[start Data entries]

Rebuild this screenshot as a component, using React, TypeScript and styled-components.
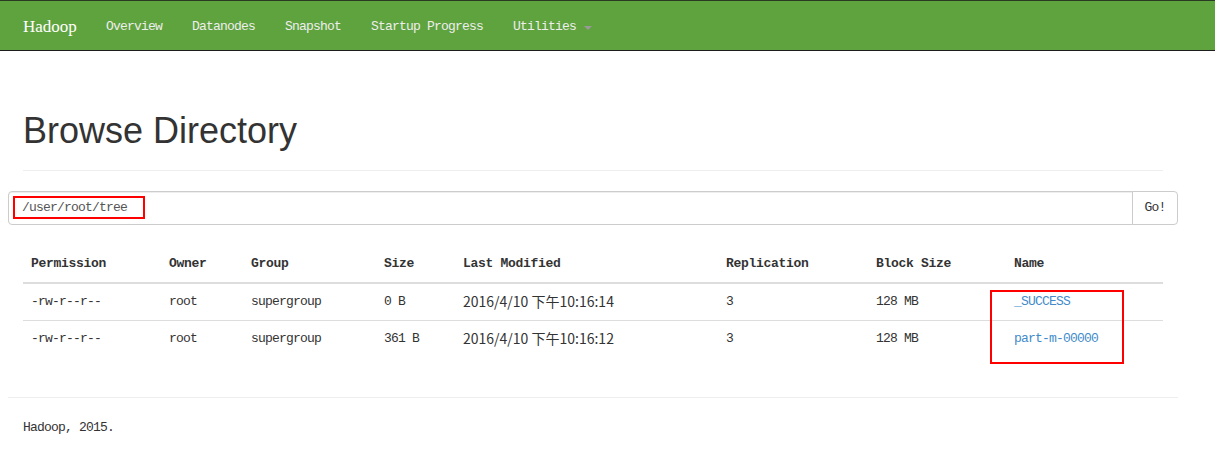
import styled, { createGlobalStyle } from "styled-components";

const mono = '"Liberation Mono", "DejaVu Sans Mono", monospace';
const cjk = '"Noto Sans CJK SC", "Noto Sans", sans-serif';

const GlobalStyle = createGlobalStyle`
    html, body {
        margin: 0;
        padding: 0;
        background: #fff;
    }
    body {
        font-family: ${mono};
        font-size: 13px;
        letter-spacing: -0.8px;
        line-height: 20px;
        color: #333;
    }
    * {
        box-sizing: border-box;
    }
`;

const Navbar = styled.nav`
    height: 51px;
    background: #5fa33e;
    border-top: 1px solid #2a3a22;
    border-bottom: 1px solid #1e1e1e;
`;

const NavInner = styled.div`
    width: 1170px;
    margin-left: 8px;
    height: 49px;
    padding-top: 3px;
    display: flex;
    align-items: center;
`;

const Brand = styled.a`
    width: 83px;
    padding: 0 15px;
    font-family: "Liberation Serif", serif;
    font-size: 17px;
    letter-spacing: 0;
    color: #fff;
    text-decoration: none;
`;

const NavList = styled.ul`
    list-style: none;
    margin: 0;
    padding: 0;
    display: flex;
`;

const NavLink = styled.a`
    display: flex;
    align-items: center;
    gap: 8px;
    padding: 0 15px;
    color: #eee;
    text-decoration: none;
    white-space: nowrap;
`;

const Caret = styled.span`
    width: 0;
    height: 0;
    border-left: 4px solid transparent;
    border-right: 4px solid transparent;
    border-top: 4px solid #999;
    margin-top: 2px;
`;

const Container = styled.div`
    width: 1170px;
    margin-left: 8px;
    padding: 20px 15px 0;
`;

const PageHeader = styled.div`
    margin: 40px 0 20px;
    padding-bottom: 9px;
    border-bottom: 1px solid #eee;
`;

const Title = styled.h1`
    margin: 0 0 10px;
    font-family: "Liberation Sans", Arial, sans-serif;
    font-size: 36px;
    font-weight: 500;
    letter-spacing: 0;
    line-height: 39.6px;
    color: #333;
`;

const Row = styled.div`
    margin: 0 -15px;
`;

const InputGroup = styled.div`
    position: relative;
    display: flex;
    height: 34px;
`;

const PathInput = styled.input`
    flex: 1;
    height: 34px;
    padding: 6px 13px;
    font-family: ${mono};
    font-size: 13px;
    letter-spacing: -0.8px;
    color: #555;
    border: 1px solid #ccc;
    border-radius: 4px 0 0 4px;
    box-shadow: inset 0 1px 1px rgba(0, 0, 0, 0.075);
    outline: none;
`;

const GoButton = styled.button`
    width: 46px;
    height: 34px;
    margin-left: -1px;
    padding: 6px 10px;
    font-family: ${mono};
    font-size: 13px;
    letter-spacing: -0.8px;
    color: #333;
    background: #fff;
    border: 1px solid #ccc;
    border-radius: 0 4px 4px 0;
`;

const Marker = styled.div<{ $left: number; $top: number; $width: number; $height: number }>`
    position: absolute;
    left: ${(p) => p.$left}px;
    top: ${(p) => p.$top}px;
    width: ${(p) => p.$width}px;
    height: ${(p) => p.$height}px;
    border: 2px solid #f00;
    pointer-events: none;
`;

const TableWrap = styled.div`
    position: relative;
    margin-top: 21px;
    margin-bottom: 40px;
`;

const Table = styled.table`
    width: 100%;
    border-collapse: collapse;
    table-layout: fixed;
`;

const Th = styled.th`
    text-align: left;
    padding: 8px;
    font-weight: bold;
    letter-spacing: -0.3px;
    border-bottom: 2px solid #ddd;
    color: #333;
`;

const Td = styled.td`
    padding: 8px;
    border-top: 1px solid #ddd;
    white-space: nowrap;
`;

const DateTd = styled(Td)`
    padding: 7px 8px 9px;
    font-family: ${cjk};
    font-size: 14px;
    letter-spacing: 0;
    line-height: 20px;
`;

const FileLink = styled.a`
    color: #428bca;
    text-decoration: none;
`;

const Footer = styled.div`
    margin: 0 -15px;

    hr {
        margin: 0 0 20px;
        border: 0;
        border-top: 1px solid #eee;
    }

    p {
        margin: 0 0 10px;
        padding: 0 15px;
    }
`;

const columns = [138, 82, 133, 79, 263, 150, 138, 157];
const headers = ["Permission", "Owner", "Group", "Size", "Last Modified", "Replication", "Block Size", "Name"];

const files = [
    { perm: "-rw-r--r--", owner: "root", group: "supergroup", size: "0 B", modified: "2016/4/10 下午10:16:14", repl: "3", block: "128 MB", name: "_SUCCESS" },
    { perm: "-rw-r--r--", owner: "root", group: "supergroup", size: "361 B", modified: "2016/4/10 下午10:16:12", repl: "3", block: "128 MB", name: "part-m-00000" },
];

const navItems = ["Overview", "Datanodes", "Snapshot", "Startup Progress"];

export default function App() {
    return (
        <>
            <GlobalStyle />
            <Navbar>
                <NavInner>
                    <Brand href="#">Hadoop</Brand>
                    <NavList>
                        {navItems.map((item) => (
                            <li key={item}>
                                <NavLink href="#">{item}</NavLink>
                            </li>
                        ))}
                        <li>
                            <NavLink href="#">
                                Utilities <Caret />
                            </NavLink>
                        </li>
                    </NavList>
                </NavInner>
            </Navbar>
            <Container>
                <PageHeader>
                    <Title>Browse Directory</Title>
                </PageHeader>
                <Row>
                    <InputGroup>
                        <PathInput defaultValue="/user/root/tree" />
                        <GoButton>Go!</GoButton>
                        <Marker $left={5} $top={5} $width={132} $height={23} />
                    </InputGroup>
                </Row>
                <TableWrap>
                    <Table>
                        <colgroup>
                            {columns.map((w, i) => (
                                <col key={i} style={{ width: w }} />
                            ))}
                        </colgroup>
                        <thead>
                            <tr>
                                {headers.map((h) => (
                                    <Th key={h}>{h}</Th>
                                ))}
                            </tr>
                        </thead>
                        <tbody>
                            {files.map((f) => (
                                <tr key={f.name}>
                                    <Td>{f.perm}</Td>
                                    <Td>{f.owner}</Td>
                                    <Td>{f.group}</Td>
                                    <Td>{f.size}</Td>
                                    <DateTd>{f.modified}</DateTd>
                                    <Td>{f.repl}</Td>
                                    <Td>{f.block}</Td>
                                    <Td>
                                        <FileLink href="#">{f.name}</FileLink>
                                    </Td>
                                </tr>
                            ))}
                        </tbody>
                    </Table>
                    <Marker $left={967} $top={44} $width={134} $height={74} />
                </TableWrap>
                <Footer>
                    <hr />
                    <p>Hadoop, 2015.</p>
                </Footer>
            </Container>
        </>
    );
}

[end Data entries]
[start Data entries]

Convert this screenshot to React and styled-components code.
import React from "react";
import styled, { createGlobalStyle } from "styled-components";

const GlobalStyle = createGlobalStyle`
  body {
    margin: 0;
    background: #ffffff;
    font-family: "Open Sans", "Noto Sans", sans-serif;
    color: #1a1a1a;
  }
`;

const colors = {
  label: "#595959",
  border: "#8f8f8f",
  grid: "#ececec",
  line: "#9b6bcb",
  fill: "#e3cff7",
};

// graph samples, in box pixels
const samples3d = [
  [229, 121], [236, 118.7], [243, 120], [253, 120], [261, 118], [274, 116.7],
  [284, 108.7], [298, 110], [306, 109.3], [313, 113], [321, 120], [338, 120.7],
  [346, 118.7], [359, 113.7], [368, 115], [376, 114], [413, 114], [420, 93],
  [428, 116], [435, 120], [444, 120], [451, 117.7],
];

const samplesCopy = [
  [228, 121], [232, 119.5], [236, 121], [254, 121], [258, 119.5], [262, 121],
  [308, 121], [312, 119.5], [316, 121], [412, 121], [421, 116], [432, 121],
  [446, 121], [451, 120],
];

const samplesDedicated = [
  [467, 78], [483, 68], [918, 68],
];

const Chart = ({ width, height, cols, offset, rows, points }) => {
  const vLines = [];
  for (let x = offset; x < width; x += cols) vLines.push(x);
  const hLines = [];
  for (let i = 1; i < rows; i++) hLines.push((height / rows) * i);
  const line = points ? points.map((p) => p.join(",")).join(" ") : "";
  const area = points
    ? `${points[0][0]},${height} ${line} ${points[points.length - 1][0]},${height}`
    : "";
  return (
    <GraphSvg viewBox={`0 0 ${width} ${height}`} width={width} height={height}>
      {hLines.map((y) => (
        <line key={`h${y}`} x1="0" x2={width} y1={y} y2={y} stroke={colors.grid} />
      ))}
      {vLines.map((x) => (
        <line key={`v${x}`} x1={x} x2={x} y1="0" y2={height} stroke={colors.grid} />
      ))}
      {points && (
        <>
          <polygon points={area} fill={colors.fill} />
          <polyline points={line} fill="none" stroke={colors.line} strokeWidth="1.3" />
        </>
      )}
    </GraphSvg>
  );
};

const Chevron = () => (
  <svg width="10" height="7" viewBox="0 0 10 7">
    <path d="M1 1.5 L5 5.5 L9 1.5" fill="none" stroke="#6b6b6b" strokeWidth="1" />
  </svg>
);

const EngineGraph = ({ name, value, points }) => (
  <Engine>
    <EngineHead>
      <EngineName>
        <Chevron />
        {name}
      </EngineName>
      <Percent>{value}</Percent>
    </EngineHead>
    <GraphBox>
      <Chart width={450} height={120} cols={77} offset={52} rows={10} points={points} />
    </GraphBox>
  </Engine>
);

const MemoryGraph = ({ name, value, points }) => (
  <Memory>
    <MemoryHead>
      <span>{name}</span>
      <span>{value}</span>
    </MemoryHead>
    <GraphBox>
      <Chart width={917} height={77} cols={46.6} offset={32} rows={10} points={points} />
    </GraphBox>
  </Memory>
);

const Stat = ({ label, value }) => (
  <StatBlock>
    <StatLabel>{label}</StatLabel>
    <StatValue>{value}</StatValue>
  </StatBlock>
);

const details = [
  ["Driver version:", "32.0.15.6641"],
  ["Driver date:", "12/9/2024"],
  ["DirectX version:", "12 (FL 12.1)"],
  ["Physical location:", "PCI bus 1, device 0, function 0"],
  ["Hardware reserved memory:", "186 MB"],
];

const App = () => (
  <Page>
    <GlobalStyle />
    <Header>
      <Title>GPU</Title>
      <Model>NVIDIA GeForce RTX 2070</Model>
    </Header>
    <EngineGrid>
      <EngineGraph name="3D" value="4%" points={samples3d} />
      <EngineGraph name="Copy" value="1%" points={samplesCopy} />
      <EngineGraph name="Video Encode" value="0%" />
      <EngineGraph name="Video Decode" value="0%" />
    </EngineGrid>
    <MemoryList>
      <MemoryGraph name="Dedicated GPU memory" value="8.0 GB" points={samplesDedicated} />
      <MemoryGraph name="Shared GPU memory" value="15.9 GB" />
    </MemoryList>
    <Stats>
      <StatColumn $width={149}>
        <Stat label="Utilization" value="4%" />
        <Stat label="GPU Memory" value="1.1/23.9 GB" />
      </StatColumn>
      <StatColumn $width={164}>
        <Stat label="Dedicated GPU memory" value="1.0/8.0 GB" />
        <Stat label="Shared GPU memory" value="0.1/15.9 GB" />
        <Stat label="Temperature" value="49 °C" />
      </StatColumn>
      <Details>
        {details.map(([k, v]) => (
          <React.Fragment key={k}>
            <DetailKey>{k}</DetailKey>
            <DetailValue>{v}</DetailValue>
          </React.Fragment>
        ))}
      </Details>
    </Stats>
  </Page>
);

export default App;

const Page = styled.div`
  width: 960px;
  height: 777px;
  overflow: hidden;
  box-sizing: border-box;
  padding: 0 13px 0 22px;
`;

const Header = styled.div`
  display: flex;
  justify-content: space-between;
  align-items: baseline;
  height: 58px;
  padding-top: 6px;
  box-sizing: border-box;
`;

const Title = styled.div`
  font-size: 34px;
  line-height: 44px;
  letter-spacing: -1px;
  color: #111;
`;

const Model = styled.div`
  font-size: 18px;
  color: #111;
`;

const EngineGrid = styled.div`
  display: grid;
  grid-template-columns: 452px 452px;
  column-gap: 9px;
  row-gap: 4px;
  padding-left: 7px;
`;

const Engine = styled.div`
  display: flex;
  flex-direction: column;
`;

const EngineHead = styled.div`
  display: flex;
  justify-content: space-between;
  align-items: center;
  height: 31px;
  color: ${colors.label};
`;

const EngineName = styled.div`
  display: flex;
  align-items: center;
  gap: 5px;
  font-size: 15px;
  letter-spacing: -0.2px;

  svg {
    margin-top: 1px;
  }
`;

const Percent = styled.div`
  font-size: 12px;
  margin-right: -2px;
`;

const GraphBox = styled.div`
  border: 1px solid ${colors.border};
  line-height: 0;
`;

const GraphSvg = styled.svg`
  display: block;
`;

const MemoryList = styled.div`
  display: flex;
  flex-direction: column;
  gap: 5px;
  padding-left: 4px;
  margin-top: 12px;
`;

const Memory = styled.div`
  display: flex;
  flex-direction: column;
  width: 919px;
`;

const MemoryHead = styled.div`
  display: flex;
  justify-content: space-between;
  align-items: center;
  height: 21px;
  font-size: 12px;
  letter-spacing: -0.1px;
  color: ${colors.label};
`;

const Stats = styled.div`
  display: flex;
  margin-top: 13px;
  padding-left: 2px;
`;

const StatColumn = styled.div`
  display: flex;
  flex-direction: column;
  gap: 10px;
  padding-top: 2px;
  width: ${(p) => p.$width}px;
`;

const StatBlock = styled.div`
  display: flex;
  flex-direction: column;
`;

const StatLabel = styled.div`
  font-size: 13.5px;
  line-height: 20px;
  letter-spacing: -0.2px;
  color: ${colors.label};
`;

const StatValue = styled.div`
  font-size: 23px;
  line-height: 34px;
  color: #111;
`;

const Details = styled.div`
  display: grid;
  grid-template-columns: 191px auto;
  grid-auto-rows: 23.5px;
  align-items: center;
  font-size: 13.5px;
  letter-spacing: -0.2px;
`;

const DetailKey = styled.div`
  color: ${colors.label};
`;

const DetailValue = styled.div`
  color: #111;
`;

[end Data entries]

What the task asks
Copy every line above that holds the word "components".

Response to this task
Rebuild this screenshot as a component, using React, TypeScript and styled-components.
import styled, { createGlobalStyle } from "styled-components";
Convert this screenshot to React and styled-components code.
import styled, { createGlobalStyle } from "styled-components";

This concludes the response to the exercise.